**Set problem:**
Copy every line of the data that includes the string "React".

-------

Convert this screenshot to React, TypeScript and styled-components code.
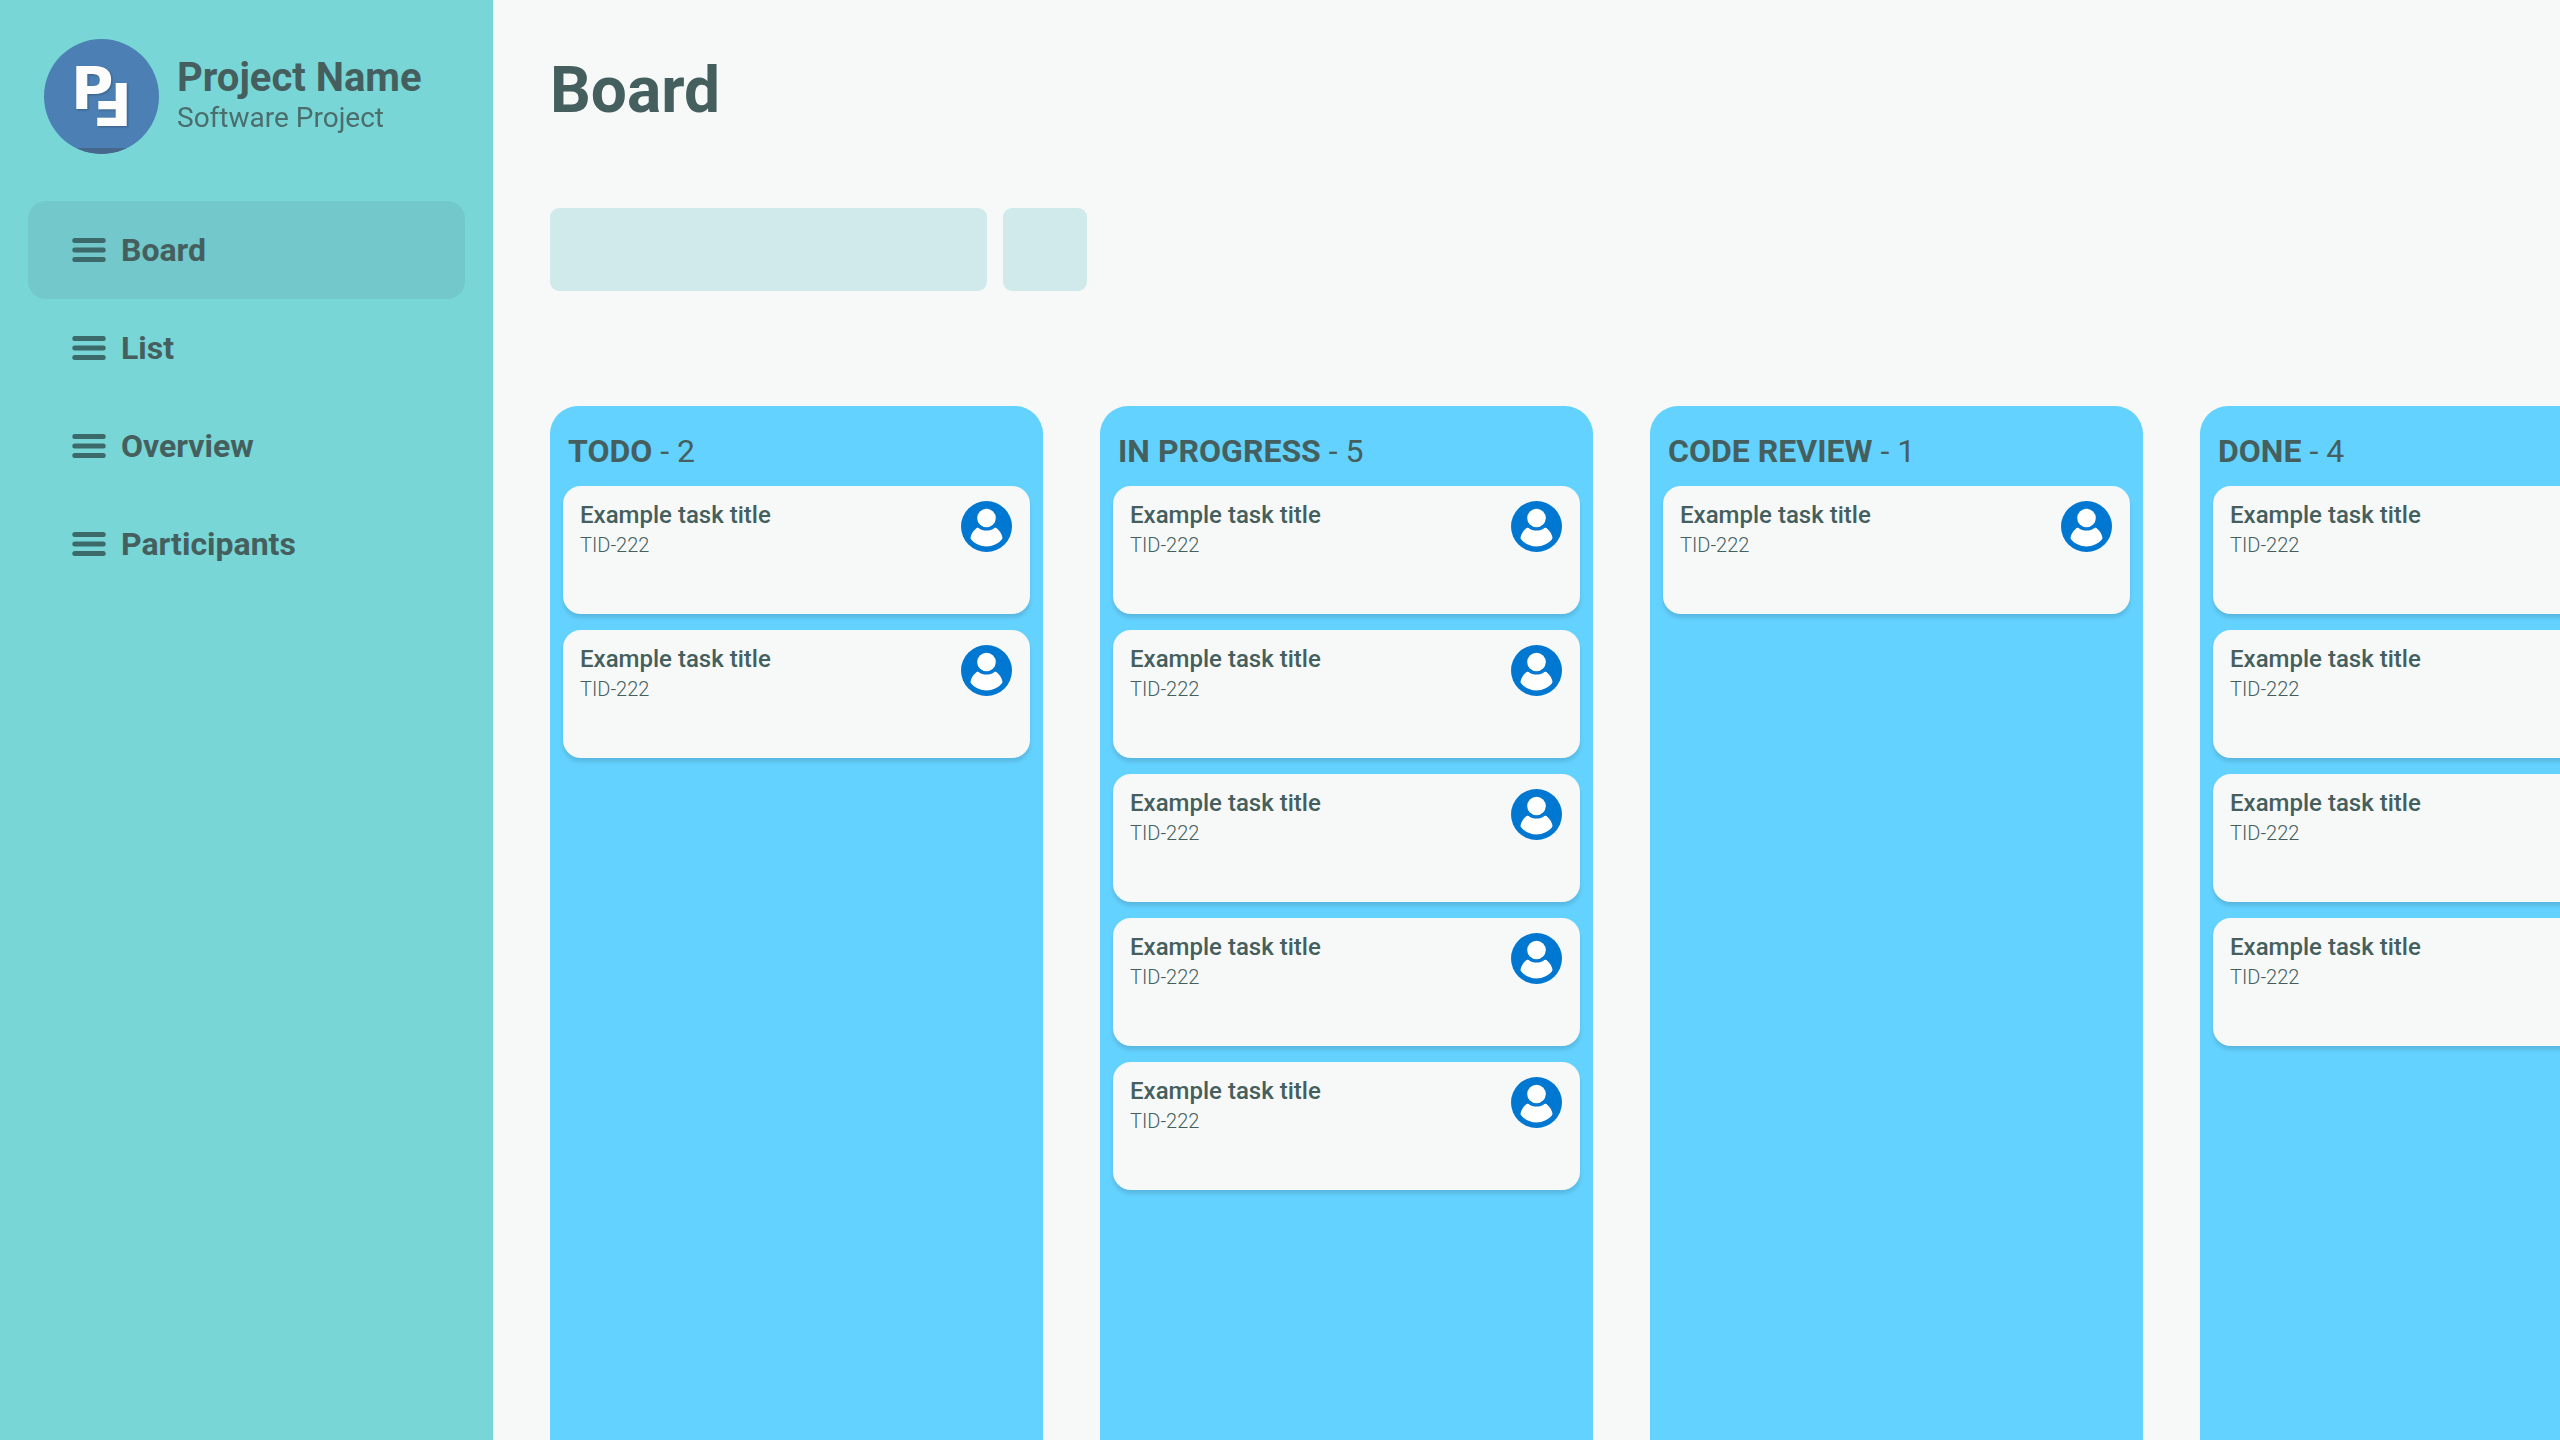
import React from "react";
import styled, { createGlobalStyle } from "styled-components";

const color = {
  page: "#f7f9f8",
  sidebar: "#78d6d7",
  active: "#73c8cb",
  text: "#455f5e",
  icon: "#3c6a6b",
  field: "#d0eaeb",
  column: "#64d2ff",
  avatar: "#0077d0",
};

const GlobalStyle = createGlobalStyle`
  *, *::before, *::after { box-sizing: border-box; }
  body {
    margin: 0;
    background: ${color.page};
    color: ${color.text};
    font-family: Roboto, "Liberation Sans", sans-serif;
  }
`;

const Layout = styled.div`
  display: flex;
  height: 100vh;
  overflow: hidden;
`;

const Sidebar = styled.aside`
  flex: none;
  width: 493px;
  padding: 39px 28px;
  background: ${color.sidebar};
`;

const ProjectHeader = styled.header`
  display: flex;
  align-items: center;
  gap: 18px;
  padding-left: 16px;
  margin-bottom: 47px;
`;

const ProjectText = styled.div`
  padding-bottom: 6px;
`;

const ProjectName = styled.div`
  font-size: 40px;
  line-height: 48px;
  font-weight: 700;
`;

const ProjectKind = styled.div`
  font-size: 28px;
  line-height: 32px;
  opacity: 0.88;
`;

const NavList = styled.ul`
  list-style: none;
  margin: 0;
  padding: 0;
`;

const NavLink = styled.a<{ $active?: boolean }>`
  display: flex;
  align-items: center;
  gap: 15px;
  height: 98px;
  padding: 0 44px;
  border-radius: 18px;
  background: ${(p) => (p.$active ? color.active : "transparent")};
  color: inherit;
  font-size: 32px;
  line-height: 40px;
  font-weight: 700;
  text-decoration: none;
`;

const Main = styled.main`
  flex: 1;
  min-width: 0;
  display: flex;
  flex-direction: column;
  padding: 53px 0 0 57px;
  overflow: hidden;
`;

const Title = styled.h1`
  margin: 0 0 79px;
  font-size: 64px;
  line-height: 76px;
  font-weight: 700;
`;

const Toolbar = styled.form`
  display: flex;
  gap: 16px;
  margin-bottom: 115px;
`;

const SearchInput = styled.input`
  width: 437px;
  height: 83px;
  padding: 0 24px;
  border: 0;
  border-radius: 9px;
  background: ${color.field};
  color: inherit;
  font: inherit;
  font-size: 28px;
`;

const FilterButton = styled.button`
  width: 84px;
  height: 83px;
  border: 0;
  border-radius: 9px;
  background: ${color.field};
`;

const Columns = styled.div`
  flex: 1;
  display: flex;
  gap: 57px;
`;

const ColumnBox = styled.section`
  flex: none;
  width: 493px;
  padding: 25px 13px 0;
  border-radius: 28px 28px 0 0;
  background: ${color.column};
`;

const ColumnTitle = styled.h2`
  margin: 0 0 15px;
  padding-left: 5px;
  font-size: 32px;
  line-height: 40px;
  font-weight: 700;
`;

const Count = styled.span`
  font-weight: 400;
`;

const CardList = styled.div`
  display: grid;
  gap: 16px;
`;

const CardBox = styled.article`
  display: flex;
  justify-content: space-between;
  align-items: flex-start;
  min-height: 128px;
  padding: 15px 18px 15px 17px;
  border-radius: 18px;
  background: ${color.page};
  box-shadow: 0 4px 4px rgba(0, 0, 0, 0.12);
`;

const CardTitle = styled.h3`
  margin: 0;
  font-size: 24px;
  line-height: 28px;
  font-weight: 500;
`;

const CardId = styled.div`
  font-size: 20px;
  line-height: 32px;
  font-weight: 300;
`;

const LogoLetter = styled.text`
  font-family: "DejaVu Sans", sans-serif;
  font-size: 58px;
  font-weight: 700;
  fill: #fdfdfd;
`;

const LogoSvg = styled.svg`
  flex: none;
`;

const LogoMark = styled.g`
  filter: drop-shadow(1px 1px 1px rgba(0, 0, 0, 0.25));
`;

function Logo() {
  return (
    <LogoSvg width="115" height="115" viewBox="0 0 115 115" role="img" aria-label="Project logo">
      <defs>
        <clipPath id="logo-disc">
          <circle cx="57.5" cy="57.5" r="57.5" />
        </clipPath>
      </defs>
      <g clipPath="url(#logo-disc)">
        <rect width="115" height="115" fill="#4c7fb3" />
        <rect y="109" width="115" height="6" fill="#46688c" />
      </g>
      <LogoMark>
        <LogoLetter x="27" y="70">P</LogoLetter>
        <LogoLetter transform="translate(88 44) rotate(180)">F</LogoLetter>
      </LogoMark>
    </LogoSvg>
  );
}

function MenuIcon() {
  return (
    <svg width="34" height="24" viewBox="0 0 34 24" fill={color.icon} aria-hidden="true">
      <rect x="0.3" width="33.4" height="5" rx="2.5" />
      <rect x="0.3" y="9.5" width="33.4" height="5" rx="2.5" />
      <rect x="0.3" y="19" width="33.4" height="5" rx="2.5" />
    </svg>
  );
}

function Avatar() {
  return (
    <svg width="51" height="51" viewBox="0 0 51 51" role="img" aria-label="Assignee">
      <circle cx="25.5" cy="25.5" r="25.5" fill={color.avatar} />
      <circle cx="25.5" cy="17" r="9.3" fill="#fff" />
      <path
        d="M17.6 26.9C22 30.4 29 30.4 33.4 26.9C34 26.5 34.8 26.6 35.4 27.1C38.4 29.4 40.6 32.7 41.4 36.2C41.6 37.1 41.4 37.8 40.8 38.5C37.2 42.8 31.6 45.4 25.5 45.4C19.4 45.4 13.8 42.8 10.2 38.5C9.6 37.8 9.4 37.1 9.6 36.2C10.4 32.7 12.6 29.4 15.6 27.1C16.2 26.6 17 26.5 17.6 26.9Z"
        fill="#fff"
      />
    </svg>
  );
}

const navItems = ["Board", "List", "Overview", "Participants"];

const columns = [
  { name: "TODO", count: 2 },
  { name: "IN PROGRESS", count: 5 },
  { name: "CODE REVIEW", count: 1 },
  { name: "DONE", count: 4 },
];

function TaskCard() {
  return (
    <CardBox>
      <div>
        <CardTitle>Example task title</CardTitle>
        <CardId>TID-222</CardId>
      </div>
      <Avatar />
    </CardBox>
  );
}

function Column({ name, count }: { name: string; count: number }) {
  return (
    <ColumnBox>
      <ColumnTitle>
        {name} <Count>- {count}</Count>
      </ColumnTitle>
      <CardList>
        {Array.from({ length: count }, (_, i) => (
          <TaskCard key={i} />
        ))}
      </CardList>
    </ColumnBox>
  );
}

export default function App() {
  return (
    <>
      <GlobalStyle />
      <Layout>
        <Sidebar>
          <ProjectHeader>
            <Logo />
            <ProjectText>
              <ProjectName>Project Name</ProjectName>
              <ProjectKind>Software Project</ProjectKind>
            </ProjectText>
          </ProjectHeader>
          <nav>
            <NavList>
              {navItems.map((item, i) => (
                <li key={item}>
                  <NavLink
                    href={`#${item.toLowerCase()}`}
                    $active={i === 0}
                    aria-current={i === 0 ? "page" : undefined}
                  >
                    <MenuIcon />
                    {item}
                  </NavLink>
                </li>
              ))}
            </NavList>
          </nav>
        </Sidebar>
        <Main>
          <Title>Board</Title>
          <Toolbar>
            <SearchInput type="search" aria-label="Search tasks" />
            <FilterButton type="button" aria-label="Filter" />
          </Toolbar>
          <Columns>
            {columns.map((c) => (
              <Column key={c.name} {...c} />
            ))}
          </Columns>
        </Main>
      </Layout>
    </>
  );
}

-------

**The reply:**
Convert this screenshot to React, TypeScript and styled-components code.
import React from "react";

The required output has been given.